Temperature of the ground (0; −1.5 m) and energy extracted by HGHEs at 2,000 DD

Fig. 12

Temperature of the ground (0; −1.5 m) and energy extracted by HGHEs at 2,500 DD

Fig. 13

Temperature of the ground (0; −1.5 m) and energy extracted by HGHEs at 3,000 DD

Final remarks

The analytical method set by the Italian regulation [10] has been applied for sizing a novel horizontal ground heat exchanger, termed flat-panel (FP). In order to apply the analytical procedure, here the flat-panel has been considered as an equivalent slinky-coil with the same heat transfer surface per unit length of trench. Moreover, two types of vertically and horizontally aligned straight HGHEs have been considered among those established by [10] as benchmarks. Then, a 2D finite-element model has been implemented to solve the soil heat transfer problem around the ground heat exchangers thus sized, in order to check the design lengths resulting from the analytical method. The real geometry of the flat-panel has been considered in the numerical model. For simplicity, the thermal resistance of all pipe walls has been neglected.
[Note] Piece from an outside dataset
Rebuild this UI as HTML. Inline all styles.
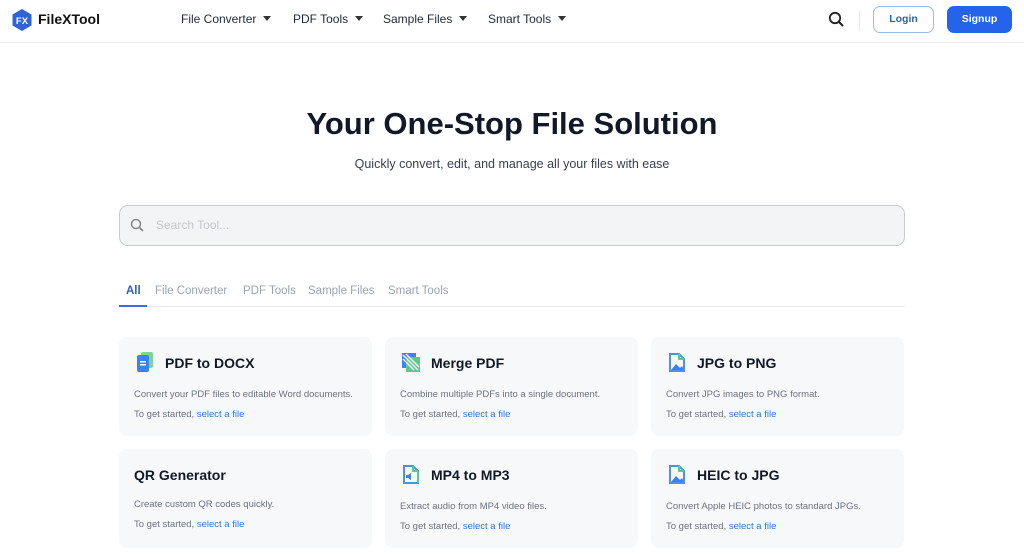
<!DOCTYPE html>
<html><head><meta charset="utf-8"><style>
*{margin:0;padding:0;box-sizing:border-box}
body{width:1024px;height:557px;overflow:hidden;background:#fff;font-family:"Liberation Sans",sans-serif;color:#1f2937;position:relative}
.a{position:absolute}
.hdr{left:0;top:0;width:1024px;height:43px;border-bottom:1px solid #eef0f3}
.nav{font-size:12px;color:#1f2937;top:12px}
.nav:after{content:"";display:inline-block;margin-left:7px;border-left:4px solid transparent;border-right:4px solid transparent;border-top:5px solid #333;vertical-align:2px}
.card{background:#f7f8fa;border-radius:8px;width:253px;height:99px}
.card h3{position:absolute;left:46px;top:18px;font-size:14px;font-weight:700;color:#111827}
.card .d{position:absolute;left:15px;top:52px;font-size:9.5px;color:#6b7280}
.card .s{position:absolute;left:15px;top:72px;font-size:9.5px;color:#6b7280}
.card .s span{color:#3b6fd8}
.card svg{position:absolute;left:16px;top:14px}
.tab{top:285px;font-size:11.5px;color:#9ca3af}
</style></head><body>
<div class="a hdr"></div>
<svg class="a" style="left:11px;top:9px" width="22" height="22" viewBox="0 0 22 22"><polygon points="11,0 20.5,5.5 20.5,16.5 11,22 1.5,16.5 1.5,5.5" fill="#2f63d6"/><text x="11" y="15" font-size="9.5" font-family="Liberation Sans" fill="#fff" text-anchor="middle" font-weight="700">FX</text></svg>
<div class="a" style="left:38px;top:11px;font-size:14px;font-weight:700;color:#111">FileXTool</div>
<div class="a nav" style="left:181px">File Converter</div>
<div class="a nav" style="left:293px">PDF Tools</div>
<div class="a nav" style="left:383px">Sample Files</div>
<div class="a nav" style="left:488px">Smart Tools</div>
<svg class="a" style="left:828px;top:11px" width="17" height="17" viewBox="0 0 17 17"><circle cx="7" cy="7" r="5.2" fill="none" stroke="#222" stroke-width="1.8"/><line x1="11" y1="11" x2="15" y2="15" stroke="#222" stroke-width="2"/></svg>
<div class="a" style="left:859px;top:11px;width:1px;height:20px;background:#e5e7eb"></div>
<div class="a" style="left:873px;top:6px;width:61px;height:27px;border:1.5px solid #9fb6e6;border-radius:7px;font-size:10.5px;font-weight:700;color:#2f5fc4;text-align:center;line-height:24px">Login</div>
<div class="a" style="left:947px;top:6px;width:65px;height:27px;background:#2563eb;border-radius:7px;font-size:10.5px;font-weight:700;color:#fff;text-align:center;line-height:27px">Signup</div>
<div class="a" style="left:0;width:1024px;top:106px;text-align:center;font-size:31px;font-weight:700;color:#111827">Your One-Stop File Solution</div>
<div class="a" style="left:0;width:1024px;top:157px;text-align:center;font-size:12.5px;font-weight:500;color:#374151">Quickly convert, edit, and manage all your files with ease</div>
<div class="a" style="left:119px;top:205px;width:786px;height:41px;border:1px solid #c9ccd1;border-radius:9px;background:#f3f4f6"></div>
<svg class="a" style="left:130px;top:218px" width="15" height="15" viewBox="0 0 15 15"><circle cx="6" cy="6" r="4.5" fill="none" stroke="#888" stroke-width="1.5"/><line x1="9.5" y1="9.5" x2="13" y2="13" stroke="#888" stroke-width="1.6"/></svg>
<div class="a" style="left:156px;top:218px;font-size:12px;color:#c4c7cc">Search Tool...</div>
<div class="a tab" style="left:126px;color:#2f5fc4;font-weight:700">All</div>
<div class="a tab" style="left:155px">File Converter</div>
<div class="a tab" style="left:243px">PDF Tools</div>
<div class="a tab" style="left:308px">Sample Files</div>
<div class="a tab" style="left:388px">Smart Tools</div>
<div class="a" style="left:119px;top:306px;width:786px;height:1px;background:#e5e7eb"></div>
<div class="a" style="left:119px;top:305px;width:28px;height:2px;background:#3b6fd8"></div>

<div class="a card" style="left:119px;top:337px"><svg width="20" height="22" viewBox="0 0 20 22"><rect x="6" y="1" width="12" height="16" rx="2" fill="#7dd3a0"/><rect x="2" y="4" width="12" height="17" rx="2" fill="#3b82f6"/><rect x="5" y="10" width="6" height="1.5" fill="#fff"/><rect x="5" y="13" width="6" height="1.5" fill="#fff"/></svg><h3>PDF to DOCX</h3><div class="d">Convert your PDF files to editable Word documents.</div><div class="s">To get started, <span>select a file</span></div></div>
<div class="a card" style="left:385px;top:337px"><svg width="20" height="22" viewBox="0 0 20 22"><rect x="1" y="2" width="14" height="15" fill="#3b82f6"/><rect x="5" y="6" width="14" height="15" fill="#5cc88a"/><path d="M2 4L17 19M5 3L18 16M2 8L13 19" stroke="#fff" stroke-width="1.3"/></svg><h3>Merge PDF</h3><div class="d">Combine multiple PDFs into a single document.</div><div class="s">To get started, <span>select a file</span></div></div>
<div class="a card" style="left:651px;top:337px"><svg width="20" height="22" viewBox="0 0 20 22"><path d="M3 3h9l5 5v12H3z" fill="none" stroke="#4f8fea" stroke-width="2"/><path d="M12 3v5h5" fill="none" stroke="#5cc88a" stroke-width="2"/><path d="M4 19l5-6 4 4 2-2 2 4z" fill="#3b82f6"/></svg><h3>JPG to PNG</h3><div class="d">Convert JPG images to PNG format.</div><div class="s">To get started, <span>select a file</span></div></div>
<div class="a card" style="left:119px;top:449px"><h3 style="left:15px">QR Generator</h3><div class="d" style="top:50px">Create custom QR codes quickly.</div><div class="s" style="top:70px">To get started, <span>select a file</span></div></div>
<div class="a card" style="left:385px;top:449px"><svg width="20" height="22" viewBox="0 0 20 22"><path d="M3 3h9l5 5v12H3z" fill="none" stroke="#4f8fea" stroke-width="2"/><path d="M12 3v5h5M17 8v12" fill="none" stroke="#5cc88a" stroke-width="2"/><path d="M5 12h2l3-2v7l-3-2H5z" fill="#3b82f6"/></svg><h3>MP4 to MP3</h3><div class="d">Extract audio from MP4 video files.</div><div class="s">To get started, <span>select a file</span></div></div>
<div class="a card" style="left:651px;top:449px"><svg width="20" height="22" viewBox="0 0 20 22"><path d="M3 3h9l5 5v12H3z" fill="none" stroke="#4f8fea" stroke-width="2"/><path d="M12 3v5h5" fill="none" stroke="#5cc88a" stroke-width="2"/><path d="M4 19l5-6 4 4 2-2 2 4z" fill="#3b82f6"/></svg><h3>HEIC to JPG</h3><div class="d">Convert Apple HEIC photos to standard JPGs.</div><div class="s">To get started, <span>select a file</span></div></div>
</body></html>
The boundary conditions used are chosen according to the sinusoidal time series of the daily ground temperature reported in [10], which has also been extended and synchronized to the air temperature. Further detail in the forcing term has been added upon superimposing an additional sinusoidal function describing the hourly temperature variation. These boundary conditions have been applied to evaluate the heating requirements of a simplified lumped system representing a typical building.
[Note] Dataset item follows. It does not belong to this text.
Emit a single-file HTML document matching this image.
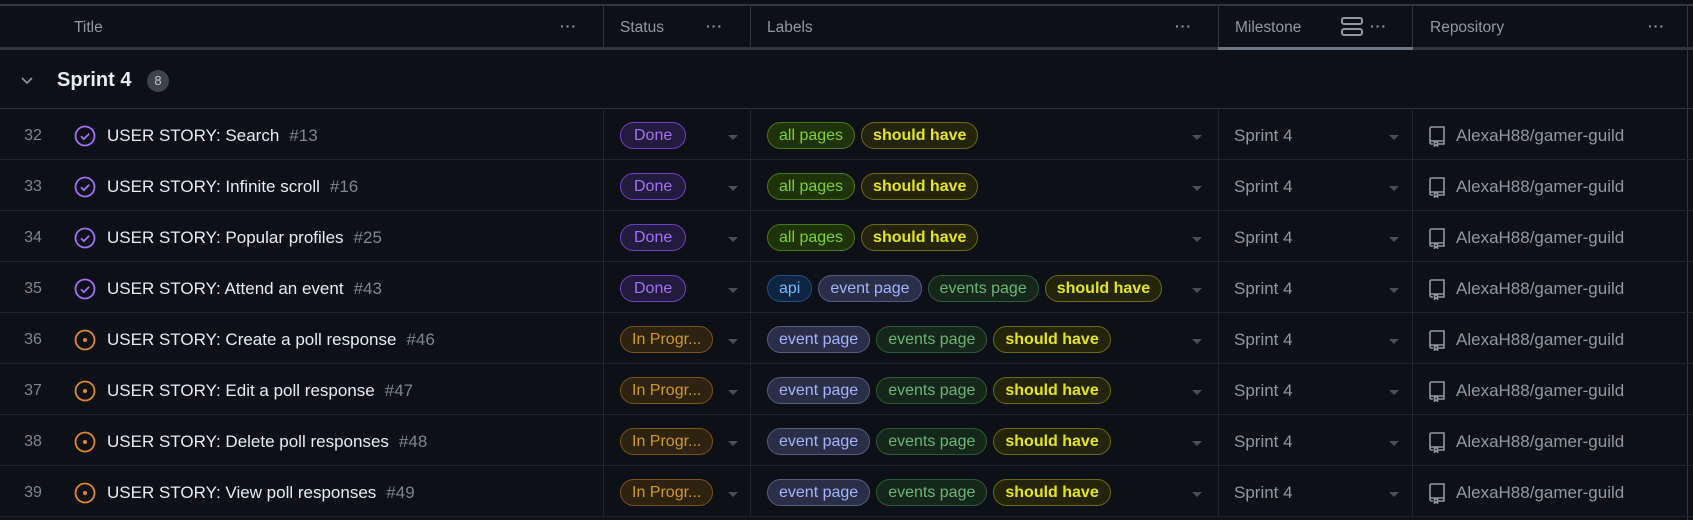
<!DOCTYPE html>
<html><head><meta charset="utf-8"><style>
*{box-sizing:border-box;margin:0;padding:0}
body{width:1693px;height:520px;background:#0d1117;font-family:"Liberation Sans",sans-serif;color:#e6edf3;position:relative;overflow:hidden}
.a{position:absolute;white-space:nowrap}
.hl{position:absolute;left:0;width:1693px;height:1px;background:#21262d}
.vl{position:absolute;width:1px;background:#30363d}
.h{color:#9198a1;font-size:15.5px;top:19px}
.dots{color:#9198a1;font-size:14px;letter-spacing:1px;top:18px;font-weight:bold}
.num{color:#7d8590;font-size:16px;width:32px;text-align:center;left:17px}
.t{font-size:17px;left:107px;color:#e6edf3}
.t span{color:#7d8590;margin-left:10px}
.pill{position:absolute;height:27px;border-radius:14px;border:1px solid;font-size:16px;line-height:25px;padding:0 11px;white-space:nowrap}
.done{background:#231b3d;border-color:#6e40c9;color:#a371f7;padding:0 13px}
.prog{background:#2e2210;border-color:#7a5418;color:#d29922}
.car{width:0;height:0;border-left:5px solid transparent;border-right:5px solid transparent;border-top:5px solid #484f58}
.ms{font-size:17px;color:#9198a1;left:1234px}
.repo{font-size:17px;color:#9198a1;left:1456px}
.api{background:#0d2540;border-color:#1f4f85;color:#79b8ff}
.ep{background:#2a2f48;border-color:#555c80;color:#a5b4fc}
.eps{background:#14271a;border-color:#2f5a37;color:#6bb575}
.sh{background:#24240a;border-color:#6b6b10;color:#e5e51a;font-weight:bold}
.ap{background:#1f3308;border-color:#4a7a12;color:#7ed321}
</style></head><body>
<div class="hl" style="top:4px;height:2px;background:#30363d"></div>
<div class="hl" style="top:47px;height:3px;background:#30363d"></div>
<div class="a" style="left:1218px;top:47px;width:195px;height:3px;background:#6e7681"></div>
<div class="vl" style="left:603px;top:6px;height:41px"></div>
<div class="vl" style="left:750px;top:6px;height:41px"></div>
<div class="vl" style="left:1218px;top:6px;height:41px"></div>
<div class="vl" style="left:1412px;top:6px;height:41px"></div>
<div class="vl" style="left:1687px;top:6px;height:514px"></div>
<div class="a h" style="left:74px">Title</div><div class="a dots" style="left:560px">···</div>
<div class="a h" style="left:620px">Status</div><div class="a dots" style="left:706px">···</div>
<div class="a h" style="left:767px">Labels</div><div class="a dots" style="left:1175px">···</div>
<div class="a h" style="left:1235px">Milestone</div>
<div class="a" style="left:1341px;top:17px;width:22px;height:8px;border:2px solid #9198a1;border-radius:3px"></div>
<div class="a" style="left:1341px;top:28px;width:22px;height:8px;border:2px solid #9198a1;border-radius:3px"></div>
<div class="a dots" style="left:1370px">···</div>
<div class="a h" style="left:1430px">Repository</div><div class="a dots" style="left:1648px">···</div>
<svg class="a" style="left:20px;top:76px" width="14" height="10"><path d="M2 2l5 5 5-5" stroke="#9198a1" stroke-width="1.6" fill="none"/></svg>
<div class="a" style="left:57px;top:69px;font-size:20px;font-weight:bold;color:#e6edf3">Sprint 4</div>
<div class="a" style="left:147px;top:70px;width:22px;height:22px;border-radius:11px;background:#3d444d;color:#c0c6cd;font-size:13px;text-align:center;line-height:22px">8</div>
<div class="hl" style="top:108px;background:#30363d"></div>
<div id="rows"></div>
<script>
const rows=[
["32",1,"USER STORY: Search","#13",[["ap","all pages"],["sh","should have"]]],
["33",1,"USER STORY: Infinite scroll","#16",[["ap","all pages"],["sh","should have"]]],
["34",1,"USER STORY: Popular profiles","#25",[["ap","all pages"],["sh","should have"]]],
["35",1,"USER STORY: Attend an event","#43",[["api","api"],["ep","event page"],["eps","events page"],["sh","should have"]]],
["36",0,"USER STORY: Create a poll response","#46",[["ep","event page"],["eps","events page"],["sh","should have"]]],
["37",0,"USER STORY: Edit a poll response","#47",[["ep","event page"],["eps","events page"],["sh","should have"]]],
["38",0,"USER STORY: Delete poll responses","#48",[["ep","event page"],["eps","events page"],["sh","should have"]]],
["39",0,"USER STORY: View poll responses","#49",[["ep","event page"],["eps","events page"],["sh","should have"]]]];
let h="";
rows.forEach((r,i)=>{const y=108+i*51,c=y+28;
h+=`<div class="hl" style="top:${y+51}px"></div>`;
[603,750,1218,1412].forEach(x=>h+=`<div class="vl" style="left:${x}px;top:${y}px;height:51px;background:#21262d"></div>`);
h+=`<div class="a num" style="top:${c-9}px">${r[0]}</div>`;
h+=r[1]?`<svg class="a" style="left:74px;top:${c-11}px" width="22" height="22"><circle cx="11" cy="11" r="9.5" fill="none" stroke="#a371f7" stroke-width="1.8"/><path d="M7 11.3l2.8 2.8 5.4-5.4" stroke="#a371f7" stroke-width="1.8" fill="none"/></svg>`
:`<svg class="a" style="left:74px;top:${c-11}px" width="22" height="22"><circle cx="11" cy="11" r="9.5" fill="none" stroke="#e3892c" stroke-width="1.8"/><circle cx="11" cy="11" r="2" fill="#e3892c"/></svg>`;
h+=`<div class="a t" style="top:${c-10}px">${r[2]}<span>${r[3]}</span></div>`;
h+=`<div class="pill ${r[1]?'done':'prog'}" style="left:620px;top:${c-14}px">${r[1]?'Done':'In Progr...'}</div>`;
h+=`<div class="a car" style="left:728px;top:${c-1}px"></div>`;
h+=`<div class="a" style="left:767px;top:${c-14}px;display:flex;gap:6px">${r[4].map(l=>`<div class="pill ${l[0]}" style="position:static">${l[1]}</div>`).join("")}</div>`;
h+=`<div class="a car" style="left:1192px;top:${c-1}px"></div>`;
h+=`<div class="a ms" style="top:${c-10}px">Sprint 4</div><div class="a car" style="left:1389px;top:${c-1}px"></div>`;
h+=`<svg class="a" style="left:1428px;top:${c-11}px" width="18" height="22"><path d="M2 18V3.5A1.5 1.5 0 0 1 3.5 2H16v14H3.5A1.5 1.5 0 0 0 2 17.5 1.5 1.5 0 0 0 3.5 19H5M16 16v3h-6M6.5 17v4l1.5-1 1.5 1v-4z" stroke="#9198a1" stroke-width="1.6" fill="none"/></svg>`;
h+=`<div class="a repo" style="top:${c-10}px">AlexaH88/gamer-guild</div>`;
});
document.getElementById("rows").innerHTML=h;
</script>
</body></html>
The results of the analytical method match those of the numerical model, in terms of minimum temperature at the interface between heat exchanger and soil. It should be pointed out that the minimum temperature in FP is slightly lower than that expected; however, the resulting undersizing is negligible. Thus, the proposed approach to size a flat-panel by means of an analytical procedure has proven to be effective for each boundary condition considered.